While the thought of figuring out a survey system may seem overwhelming, Crawford says it’s quite easy to do, but instead of talking about it, you have to just plunge forward and do it.
“Put it in place,” he says. “There are a lot of companies you can hire that will do the survey for you electronically. It’s not hard to do it, but be serious about it. Don’t say it, and then not give them the feedback.”
Only half of Crawford’s employees responded to the first survey, and one question that asked if they would recommend someone else to work at the company scored below a three. Now 82 percent of employees complete the survey and every score has improved. That same question now scores above a four, on average.
These survey results tell Crawford that he’s on the right track, but he cautions that it’s also important that once you choose what to measure, that you stick to it and not change those measurements or how you define the measurements, otherwise you’ll not be able to accurately gauge how the company is performing.
While the surveys have revealed that communication and employee satisfaction are up, the numbers also say Crawford & Co. is moving in the right direction. Since 2004, total revenue has increased nearly 11 percent to $900.4 million last year.
As Crawford & Co. continues to rebuild its employee initiatives, Crawford will continue striving to bridge the communication gap between employees and managers, and in doing so, he knows the business as a whole will improve.

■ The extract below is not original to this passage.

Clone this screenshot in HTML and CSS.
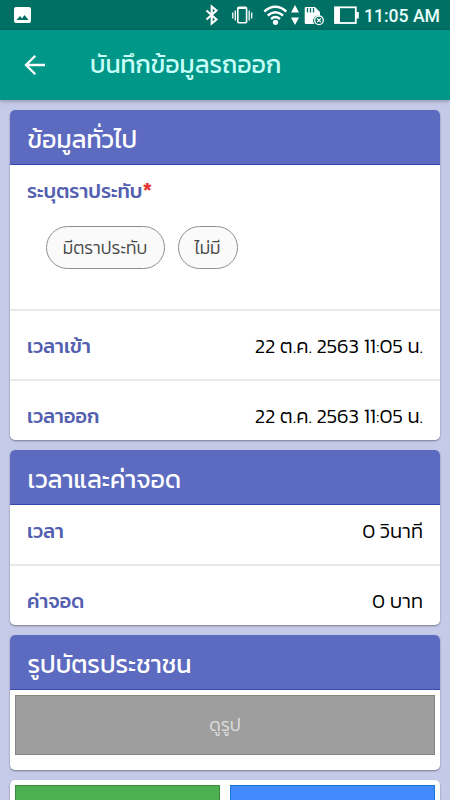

“I do what I think has to be done, and I thought clearly the culture of communications and building connectivity between associates and the leadership was vitally important to this company,” Crawford says. “That’s a judgment you make as a leader. We started acting upon it, and we were right. You have to know when you’re doing a right thing. When you believe you are doing the right thing, you have to go for it. Communication to every level of the company is the right thing to do.”